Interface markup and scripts
*****

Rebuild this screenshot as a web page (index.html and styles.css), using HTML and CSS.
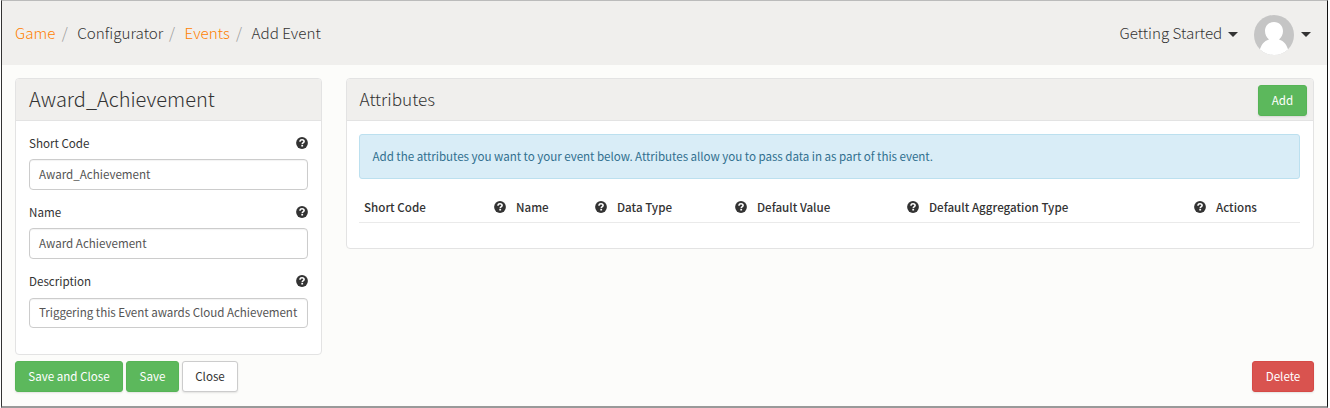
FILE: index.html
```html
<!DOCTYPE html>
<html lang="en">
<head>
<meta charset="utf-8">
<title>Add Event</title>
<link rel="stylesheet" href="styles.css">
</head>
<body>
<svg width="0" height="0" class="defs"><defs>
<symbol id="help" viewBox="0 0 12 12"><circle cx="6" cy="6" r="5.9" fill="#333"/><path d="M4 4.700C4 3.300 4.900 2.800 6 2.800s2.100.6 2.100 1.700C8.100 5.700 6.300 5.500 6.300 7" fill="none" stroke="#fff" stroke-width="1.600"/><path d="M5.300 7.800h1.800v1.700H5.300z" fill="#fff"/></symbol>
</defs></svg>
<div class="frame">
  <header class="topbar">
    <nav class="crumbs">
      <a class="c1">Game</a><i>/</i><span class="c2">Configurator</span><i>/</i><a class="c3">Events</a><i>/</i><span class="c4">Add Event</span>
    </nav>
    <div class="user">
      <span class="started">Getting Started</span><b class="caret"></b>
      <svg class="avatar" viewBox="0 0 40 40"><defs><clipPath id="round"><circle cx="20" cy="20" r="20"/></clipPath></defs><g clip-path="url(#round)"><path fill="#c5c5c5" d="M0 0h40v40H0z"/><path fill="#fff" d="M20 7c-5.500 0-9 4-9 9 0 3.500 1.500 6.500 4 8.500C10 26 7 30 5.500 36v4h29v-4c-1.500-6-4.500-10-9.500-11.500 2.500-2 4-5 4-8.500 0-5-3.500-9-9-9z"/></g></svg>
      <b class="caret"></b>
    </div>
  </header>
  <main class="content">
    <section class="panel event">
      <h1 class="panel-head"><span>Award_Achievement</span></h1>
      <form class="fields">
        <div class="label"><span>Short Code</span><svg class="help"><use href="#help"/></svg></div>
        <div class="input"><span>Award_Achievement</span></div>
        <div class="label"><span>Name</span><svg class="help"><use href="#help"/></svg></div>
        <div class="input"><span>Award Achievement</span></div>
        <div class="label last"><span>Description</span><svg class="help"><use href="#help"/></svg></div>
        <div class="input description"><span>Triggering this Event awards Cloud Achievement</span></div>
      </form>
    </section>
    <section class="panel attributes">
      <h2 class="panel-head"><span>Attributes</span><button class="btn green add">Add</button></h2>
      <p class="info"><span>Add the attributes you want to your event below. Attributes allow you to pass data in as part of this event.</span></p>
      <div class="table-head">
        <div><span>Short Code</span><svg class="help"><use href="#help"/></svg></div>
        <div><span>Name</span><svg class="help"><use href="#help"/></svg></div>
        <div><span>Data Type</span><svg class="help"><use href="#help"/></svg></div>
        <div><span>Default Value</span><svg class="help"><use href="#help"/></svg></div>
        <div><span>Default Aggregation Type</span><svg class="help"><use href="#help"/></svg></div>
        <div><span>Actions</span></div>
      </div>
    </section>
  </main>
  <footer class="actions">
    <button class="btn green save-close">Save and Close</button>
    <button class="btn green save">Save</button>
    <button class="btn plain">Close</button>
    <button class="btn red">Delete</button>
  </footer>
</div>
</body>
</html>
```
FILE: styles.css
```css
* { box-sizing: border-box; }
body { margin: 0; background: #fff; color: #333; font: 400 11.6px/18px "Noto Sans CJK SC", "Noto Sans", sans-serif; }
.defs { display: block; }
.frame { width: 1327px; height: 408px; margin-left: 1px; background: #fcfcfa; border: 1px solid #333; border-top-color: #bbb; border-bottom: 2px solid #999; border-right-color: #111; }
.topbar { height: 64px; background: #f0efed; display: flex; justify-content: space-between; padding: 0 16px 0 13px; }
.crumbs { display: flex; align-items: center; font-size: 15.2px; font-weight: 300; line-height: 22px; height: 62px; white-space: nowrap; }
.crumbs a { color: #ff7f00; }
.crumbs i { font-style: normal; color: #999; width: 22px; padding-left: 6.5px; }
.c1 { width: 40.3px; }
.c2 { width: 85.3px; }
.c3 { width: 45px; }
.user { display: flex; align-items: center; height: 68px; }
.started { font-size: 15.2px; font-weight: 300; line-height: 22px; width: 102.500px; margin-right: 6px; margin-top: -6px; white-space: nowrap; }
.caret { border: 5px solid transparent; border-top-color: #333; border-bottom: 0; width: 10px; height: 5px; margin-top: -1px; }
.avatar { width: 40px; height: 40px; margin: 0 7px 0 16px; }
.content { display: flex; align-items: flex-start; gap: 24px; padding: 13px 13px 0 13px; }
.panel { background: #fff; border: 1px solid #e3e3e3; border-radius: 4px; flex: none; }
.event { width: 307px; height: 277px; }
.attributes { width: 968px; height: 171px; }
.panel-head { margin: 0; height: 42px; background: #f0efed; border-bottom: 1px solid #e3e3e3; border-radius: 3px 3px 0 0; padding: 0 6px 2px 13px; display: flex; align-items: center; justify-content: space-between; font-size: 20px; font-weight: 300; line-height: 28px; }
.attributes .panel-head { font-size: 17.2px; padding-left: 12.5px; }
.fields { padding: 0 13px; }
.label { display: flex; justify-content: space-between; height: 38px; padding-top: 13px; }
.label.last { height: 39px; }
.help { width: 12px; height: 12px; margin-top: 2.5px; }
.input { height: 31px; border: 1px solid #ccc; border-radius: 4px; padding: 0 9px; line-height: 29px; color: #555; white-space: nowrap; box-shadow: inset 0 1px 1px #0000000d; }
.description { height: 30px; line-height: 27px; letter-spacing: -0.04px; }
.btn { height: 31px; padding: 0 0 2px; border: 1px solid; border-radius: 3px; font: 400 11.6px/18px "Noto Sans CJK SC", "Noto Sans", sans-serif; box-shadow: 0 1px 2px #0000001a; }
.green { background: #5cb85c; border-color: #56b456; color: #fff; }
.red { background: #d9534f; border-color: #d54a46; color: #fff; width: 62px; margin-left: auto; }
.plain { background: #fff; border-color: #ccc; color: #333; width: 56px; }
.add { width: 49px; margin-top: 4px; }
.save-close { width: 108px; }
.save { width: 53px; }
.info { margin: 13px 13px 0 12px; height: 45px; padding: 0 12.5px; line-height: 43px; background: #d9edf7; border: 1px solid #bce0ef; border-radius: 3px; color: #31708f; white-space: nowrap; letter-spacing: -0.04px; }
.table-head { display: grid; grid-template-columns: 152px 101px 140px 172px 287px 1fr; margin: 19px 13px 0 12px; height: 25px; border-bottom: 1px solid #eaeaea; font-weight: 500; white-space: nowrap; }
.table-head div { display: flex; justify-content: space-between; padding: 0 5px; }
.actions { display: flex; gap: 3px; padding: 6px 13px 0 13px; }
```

*****

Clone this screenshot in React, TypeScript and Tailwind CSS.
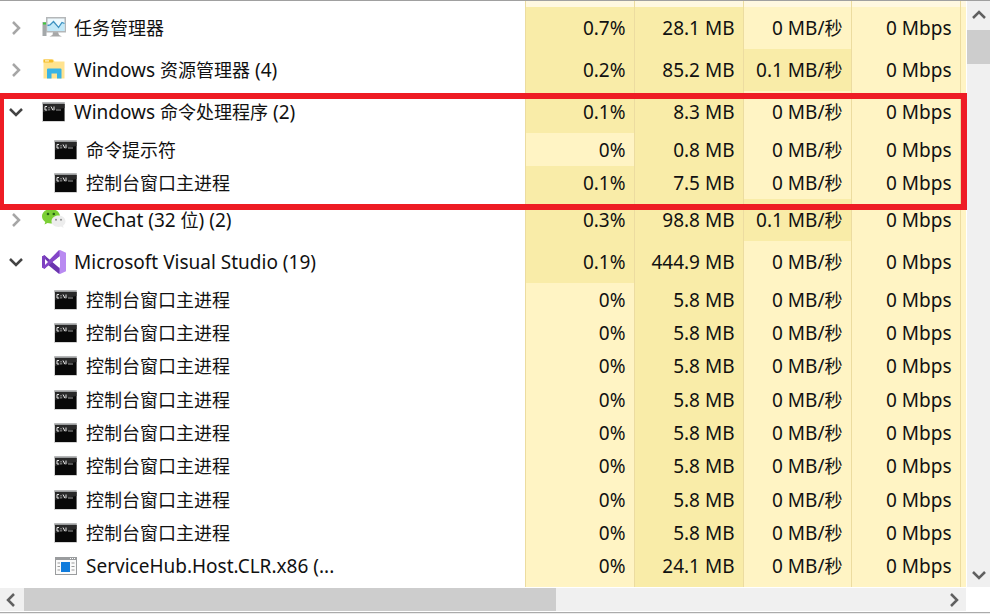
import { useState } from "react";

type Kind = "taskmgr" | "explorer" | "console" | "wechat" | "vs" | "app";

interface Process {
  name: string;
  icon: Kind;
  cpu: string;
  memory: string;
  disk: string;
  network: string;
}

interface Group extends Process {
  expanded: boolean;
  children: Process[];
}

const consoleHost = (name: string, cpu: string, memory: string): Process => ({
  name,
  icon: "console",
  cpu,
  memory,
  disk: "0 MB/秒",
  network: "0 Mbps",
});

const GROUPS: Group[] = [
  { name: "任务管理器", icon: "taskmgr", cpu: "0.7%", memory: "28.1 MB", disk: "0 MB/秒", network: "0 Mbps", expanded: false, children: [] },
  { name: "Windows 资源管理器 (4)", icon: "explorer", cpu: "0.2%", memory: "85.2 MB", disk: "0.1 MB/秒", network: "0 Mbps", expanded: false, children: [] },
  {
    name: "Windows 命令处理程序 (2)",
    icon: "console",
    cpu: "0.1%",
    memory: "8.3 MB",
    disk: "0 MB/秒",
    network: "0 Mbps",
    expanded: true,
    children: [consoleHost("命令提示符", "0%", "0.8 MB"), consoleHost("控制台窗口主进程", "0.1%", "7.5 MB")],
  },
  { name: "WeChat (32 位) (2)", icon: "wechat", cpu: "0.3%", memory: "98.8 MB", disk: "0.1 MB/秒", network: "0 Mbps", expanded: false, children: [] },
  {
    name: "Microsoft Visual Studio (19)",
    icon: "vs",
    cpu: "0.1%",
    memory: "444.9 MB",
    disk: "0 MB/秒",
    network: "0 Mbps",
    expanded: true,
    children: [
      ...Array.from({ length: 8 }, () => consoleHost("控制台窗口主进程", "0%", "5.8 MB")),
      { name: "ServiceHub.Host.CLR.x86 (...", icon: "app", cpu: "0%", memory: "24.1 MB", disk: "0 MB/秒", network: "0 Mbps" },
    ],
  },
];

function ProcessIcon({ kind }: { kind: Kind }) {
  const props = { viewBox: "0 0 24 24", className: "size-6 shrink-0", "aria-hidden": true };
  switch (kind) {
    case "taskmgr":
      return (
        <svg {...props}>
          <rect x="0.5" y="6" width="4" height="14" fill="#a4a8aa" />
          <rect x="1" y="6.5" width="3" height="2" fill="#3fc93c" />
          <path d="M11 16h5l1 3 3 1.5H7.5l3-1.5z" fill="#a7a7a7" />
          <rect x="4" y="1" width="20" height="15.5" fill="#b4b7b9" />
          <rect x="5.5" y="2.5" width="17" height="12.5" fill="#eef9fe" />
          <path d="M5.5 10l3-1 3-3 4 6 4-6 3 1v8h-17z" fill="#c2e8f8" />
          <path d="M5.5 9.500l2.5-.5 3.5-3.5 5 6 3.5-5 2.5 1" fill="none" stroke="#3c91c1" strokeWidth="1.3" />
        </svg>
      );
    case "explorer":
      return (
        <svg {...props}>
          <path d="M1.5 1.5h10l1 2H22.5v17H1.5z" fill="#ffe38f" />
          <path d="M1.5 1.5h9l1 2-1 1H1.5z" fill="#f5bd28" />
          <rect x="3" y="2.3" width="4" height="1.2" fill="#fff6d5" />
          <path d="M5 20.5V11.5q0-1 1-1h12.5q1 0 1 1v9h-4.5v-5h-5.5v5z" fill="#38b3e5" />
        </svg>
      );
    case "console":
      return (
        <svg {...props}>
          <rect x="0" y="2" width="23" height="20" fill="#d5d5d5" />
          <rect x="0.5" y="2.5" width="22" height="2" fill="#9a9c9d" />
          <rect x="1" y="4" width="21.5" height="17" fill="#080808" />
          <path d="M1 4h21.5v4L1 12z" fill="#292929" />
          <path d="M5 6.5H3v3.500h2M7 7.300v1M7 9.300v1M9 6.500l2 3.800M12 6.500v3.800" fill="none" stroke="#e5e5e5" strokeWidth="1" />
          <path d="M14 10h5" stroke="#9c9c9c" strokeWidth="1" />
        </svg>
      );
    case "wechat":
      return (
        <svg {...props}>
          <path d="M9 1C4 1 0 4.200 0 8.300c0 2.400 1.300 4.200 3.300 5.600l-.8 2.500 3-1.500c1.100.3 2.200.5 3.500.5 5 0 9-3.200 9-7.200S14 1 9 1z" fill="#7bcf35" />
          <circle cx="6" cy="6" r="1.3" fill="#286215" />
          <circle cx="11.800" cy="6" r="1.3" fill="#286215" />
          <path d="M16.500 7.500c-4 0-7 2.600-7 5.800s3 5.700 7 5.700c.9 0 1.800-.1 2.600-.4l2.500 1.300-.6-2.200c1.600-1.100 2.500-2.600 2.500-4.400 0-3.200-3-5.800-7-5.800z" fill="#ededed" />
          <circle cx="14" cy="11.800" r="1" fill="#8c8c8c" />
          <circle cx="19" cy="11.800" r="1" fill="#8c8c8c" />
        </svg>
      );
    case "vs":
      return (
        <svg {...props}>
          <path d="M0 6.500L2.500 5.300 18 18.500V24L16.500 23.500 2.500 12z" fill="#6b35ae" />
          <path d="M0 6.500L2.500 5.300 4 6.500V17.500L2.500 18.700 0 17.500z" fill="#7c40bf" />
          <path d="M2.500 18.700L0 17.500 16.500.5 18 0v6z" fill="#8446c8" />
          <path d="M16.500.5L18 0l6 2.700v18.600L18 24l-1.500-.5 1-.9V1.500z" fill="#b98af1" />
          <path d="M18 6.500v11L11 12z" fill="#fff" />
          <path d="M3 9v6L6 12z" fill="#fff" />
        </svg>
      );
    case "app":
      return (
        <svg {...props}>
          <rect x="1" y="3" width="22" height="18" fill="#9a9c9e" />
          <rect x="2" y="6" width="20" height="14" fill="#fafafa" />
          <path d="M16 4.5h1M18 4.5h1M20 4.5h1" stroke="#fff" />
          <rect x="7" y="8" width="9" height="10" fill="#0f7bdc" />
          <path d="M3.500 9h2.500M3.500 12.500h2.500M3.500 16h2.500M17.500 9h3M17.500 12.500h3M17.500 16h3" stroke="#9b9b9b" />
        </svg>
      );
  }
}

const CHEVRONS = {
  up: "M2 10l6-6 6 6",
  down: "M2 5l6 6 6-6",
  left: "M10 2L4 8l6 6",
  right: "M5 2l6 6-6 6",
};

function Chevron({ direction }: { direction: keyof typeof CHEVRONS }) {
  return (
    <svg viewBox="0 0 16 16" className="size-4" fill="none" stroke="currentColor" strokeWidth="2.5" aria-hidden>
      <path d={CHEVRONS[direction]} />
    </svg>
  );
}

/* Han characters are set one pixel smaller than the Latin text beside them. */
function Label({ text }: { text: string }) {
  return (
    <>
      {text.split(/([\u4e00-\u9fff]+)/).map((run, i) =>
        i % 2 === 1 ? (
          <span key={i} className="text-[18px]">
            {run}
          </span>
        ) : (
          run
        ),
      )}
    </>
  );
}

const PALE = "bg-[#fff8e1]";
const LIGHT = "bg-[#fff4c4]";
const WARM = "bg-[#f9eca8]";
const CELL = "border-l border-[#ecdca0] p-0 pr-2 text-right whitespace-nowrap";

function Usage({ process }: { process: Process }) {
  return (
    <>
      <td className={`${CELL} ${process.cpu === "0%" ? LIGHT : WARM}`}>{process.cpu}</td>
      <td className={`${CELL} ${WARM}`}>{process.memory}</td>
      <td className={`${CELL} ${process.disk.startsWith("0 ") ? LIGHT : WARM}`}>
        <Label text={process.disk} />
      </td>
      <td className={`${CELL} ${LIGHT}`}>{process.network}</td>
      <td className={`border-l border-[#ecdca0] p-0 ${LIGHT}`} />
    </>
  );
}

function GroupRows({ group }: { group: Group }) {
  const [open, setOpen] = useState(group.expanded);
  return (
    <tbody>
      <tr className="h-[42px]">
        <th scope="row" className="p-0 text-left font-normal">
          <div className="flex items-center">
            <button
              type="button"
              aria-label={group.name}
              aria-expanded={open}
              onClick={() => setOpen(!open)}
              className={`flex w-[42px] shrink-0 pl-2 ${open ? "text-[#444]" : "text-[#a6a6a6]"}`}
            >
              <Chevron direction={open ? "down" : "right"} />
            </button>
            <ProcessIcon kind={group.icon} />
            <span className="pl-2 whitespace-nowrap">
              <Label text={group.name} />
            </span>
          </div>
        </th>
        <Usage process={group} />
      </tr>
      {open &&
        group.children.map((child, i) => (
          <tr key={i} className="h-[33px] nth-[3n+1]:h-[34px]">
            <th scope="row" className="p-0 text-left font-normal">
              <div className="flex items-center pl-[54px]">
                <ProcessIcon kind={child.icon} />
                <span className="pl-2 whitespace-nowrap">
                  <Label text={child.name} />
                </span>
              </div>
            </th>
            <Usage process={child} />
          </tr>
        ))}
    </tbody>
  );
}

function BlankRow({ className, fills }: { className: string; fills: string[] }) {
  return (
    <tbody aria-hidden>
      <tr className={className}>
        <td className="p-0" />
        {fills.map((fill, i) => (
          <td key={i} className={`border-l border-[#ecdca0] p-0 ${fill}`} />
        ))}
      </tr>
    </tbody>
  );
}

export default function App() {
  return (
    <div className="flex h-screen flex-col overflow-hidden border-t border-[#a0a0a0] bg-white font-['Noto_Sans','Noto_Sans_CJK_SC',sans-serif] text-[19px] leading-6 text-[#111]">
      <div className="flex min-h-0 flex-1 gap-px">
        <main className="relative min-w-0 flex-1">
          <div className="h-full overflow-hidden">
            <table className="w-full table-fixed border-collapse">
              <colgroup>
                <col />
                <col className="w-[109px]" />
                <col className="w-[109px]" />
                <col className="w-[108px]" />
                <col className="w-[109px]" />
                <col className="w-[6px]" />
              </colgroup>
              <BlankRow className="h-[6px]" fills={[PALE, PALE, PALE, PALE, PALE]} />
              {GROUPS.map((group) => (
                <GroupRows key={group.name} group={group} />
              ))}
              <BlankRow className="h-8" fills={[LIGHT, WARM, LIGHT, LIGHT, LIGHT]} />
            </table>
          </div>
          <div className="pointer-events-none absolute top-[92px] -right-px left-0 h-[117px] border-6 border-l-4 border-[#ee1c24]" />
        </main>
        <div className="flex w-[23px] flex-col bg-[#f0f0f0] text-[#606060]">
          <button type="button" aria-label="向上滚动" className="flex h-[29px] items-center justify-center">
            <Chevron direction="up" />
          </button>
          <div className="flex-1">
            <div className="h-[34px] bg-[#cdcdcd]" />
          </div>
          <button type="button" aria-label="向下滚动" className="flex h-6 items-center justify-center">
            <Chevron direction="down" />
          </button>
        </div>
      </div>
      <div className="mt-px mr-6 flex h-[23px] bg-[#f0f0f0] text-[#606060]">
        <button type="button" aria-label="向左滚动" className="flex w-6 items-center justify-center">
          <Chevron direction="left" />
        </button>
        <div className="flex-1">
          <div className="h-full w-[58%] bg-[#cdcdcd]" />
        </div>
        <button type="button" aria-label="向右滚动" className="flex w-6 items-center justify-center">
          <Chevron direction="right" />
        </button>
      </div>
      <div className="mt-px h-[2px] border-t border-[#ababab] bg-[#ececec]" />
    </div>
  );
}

*****

* WRITTEN TASK: Copy all lines from the entries that contain the word "styles".

* ANSWER:
Rebuild this screenshot as a web page (index.html and styles.css), using HTML and CSS.
<link rel="stylesheet" href="styles.css">
FILE: styles.css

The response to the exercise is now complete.